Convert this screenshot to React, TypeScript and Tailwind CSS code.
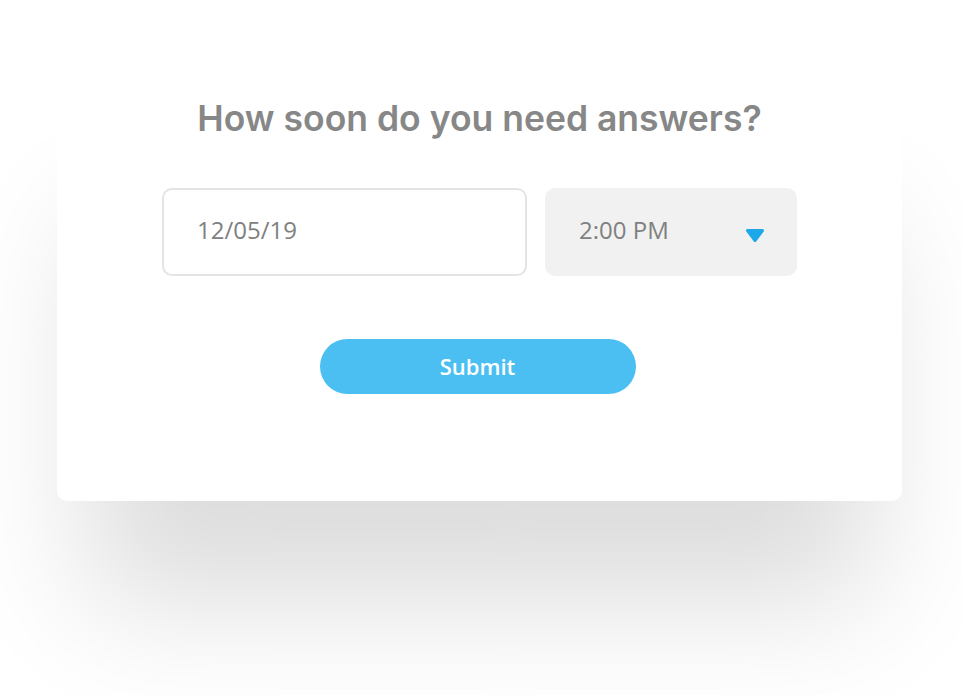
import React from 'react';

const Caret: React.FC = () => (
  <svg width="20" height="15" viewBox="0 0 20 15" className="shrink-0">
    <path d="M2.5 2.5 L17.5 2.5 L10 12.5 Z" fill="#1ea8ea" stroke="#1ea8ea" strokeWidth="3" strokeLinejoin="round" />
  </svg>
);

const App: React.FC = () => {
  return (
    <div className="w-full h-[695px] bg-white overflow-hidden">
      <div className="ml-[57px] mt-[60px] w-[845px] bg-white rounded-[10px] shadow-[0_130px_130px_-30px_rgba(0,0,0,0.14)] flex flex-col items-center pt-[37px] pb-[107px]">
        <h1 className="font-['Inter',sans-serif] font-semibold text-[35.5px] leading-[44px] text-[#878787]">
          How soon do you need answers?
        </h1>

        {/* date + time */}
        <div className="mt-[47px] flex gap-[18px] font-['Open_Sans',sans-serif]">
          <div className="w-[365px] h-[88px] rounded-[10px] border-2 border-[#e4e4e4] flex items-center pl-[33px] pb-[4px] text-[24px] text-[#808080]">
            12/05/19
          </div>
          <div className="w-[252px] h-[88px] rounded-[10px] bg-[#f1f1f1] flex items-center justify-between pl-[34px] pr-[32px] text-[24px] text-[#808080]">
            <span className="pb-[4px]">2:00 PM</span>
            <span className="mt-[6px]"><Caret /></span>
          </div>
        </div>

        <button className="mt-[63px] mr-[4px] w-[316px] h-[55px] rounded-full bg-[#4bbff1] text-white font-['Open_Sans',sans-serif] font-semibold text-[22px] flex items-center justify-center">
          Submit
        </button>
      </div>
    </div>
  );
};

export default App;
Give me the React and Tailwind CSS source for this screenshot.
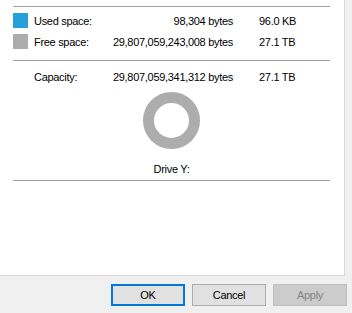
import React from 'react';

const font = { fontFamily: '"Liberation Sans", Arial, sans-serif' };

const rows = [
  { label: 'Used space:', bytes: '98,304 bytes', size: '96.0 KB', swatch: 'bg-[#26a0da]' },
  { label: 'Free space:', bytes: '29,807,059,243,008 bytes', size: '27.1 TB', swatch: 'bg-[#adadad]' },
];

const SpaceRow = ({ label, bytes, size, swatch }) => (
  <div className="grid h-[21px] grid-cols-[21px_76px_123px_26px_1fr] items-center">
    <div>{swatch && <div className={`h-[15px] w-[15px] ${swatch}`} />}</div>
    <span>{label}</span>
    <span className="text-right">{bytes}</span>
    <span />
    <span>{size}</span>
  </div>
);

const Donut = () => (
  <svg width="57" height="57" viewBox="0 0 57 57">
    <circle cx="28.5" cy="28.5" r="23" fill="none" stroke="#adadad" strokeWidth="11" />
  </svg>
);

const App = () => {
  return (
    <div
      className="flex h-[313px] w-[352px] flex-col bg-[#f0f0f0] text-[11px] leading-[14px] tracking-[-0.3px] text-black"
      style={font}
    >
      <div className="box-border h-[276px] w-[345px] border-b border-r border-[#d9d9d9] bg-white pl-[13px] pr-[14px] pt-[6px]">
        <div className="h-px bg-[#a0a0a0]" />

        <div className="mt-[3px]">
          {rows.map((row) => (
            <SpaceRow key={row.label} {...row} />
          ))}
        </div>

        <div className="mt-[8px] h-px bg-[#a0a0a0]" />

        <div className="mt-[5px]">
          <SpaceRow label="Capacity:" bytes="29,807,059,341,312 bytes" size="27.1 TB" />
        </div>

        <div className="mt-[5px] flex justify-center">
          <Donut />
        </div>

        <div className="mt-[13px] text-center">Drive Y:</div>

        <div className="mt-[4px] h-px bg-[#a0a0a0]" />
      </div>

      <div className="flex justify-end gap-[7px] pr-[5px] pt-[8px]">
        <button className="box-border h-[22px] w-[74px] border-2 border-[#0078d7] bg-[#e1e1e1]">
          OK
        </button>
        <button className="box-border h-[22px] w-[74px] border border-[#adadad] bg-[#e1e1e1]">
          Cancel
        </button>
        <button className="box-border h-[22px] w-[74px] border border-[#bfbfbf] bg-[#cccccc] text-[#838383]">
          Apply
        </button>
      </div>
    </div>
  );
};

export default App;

#### Requirement:
Write out the full set of lines verbatim, without the pictures.

#### Written response:
Convert this screenshot to React, TypeScript and Tailwind CSS code.
import React from 'react';

const Caret: React.FC = () => (
  <svg width="20" height="15" viewBox="0 0 20 15" className="shrink-0">
    <path d="M2.5 2.5 L17.5 2.5 L10 12.5 Z" fill="#1ea8ea" stroke="#1ea8ea" strokeWidth="3" strokeLinejoin="round" />
  </svg>
);

const App: React.FC = () => {
  return (
    <div className="w-full h-[695px] bg-white overflow-hidden">
      <div className="ml-[57px] mt-[60px] w-[845px] bg-white rounded-[10px] shadow-[0_130px_130px_-30px_rgba(0,0,0,0.14)] flex flex-col items-center pt-[37px] pb-[107px]">
        <h1 className="font-['Inter',sans-serif] font-semibold text-[35.5px] leading-[44px] text-[#878787]">
          How soon do you need answers?
        </h1>

        {/* date + time */}
        <div className="mt-[47px] flex gap-[18px] font-['Open_Sans',sans-serif]">
          <div className="w-[365px] h-[88px] rounded-[10px] border-2 border-[#e4e4e4] flex items-center pl-[33px] pb-[4px] text-[24px] text-[#808080]">
            12/05/19
          </div>
          <div className="w-[252px] h-[88px] rounded-[10px] bg-[#f1f1f1] flex items-center justify-between pl-[34px] pr-[32px] text-[24px] text-[#808080]">
            <span className="pb-[4px]">2:00 PM</span>
            <span className="mt-[6px]"><Caret /></span>
          </div>
        </div>

        <button className="mt-[63px] mr-[4px] w-[316px] h-[55px] rounded-full bg-[#4bbff1] text-white font-['Open_Sans',sans-serif] font-semibold text-[22px] flex items-center justify-center">
          Submit
        </button>
      </div>
    </div>
  );
};

export default App;
Give me the React and Tailwind CSS source for this screenshot.
import React from 'react';

const font = { fontFamily: '"Liberation Sans", Arial, sans-serif' };

const rows = [
  { label: 'Used space:', bytes: '98,304 bytes', size: '96.0 KB', swatch: 'bg-[#26a0da]' },
  { label: 'Free space:', bytes: '29,807,059,243,008 bytes', size: '27.1 TB', swatch: 'bg-[#adadad]' },
];

const SpaceRow = ({ label, bytes, size, swatch }) => (
  <div className="grid h-[21px] grid-cols-[21px_76px_123px_26px_1fr] items-center">
    <div>{swatch && <div className={`h-[15px] w-[15px] ${swatch}`} />}</div>
    <span>{label}</span>
    <span className="text-right">{bytes}</span>
    <span />
    <span>{size}</span>
  </div>
);

const Donut = () => (
  <svg width="57" height="57" viewBox="0 0 57 57">
    <circle cx="28.5" cy="28.5" r="23" fill="none" stroke="#adadad" strokeWidth="11" />
  </svg>
);

const App = () => {
  return (
    <div
      className="flex h-[313px] w-[352px] flex-col bg-[#f0f0f0] text-[11px] leading-[14px] tracking-[-0.3px] text-black"
      style={font}
    >
      <div className="box-border h-[276px] w-[345px] border-b border-r border-[#d9d9d9] bg-white pl-[13px] pr-[14px] pt-[6px]">
        <div className="h-px bg-[#a0a0a0]" />

        <div className="mt-[3px]">
          {rows.map((row) => (
            <SpaceRow key={row.label} {...row} />
          ))}
        </div>

        <div className="mt-[8px] h-px bg-[#a0a0a0]" />

        <div className="mt-[5px]">
          <SpaceRow label="Capacity:" bytes="29,807,059,341,312 bytes" size="27.1 TB" />
        </div>

        <div className="mt-[5px] flex justify-center">
          <Donut />
        </div>

        <div className="mt-[13px] text-center">Drive Y:</div>

        <div className="mt-[4px] h-px bg-[#a0a0a0]" />
      </div>

      <div className="flex justify-end gap-[7px] pr-[5px] pt-[8px]">
        <button className="box-border h-[22px] w-[74px] border-2 border-[#0078d7] bg-[#e1e1e1]">
          OK
        </button>
        <button className="box-border h-[22px] w-[74px] border border-[#adadad] bg-[#e1e1e1]">
          Cancel
        </button>
        <button className="box-border h-[22px] w-[74px] border border-[#bfbfbf] bg-[#cccccc] text-[#838383]">
          Apply
        </button>
      </div>
    </div>
  );
};

export default App;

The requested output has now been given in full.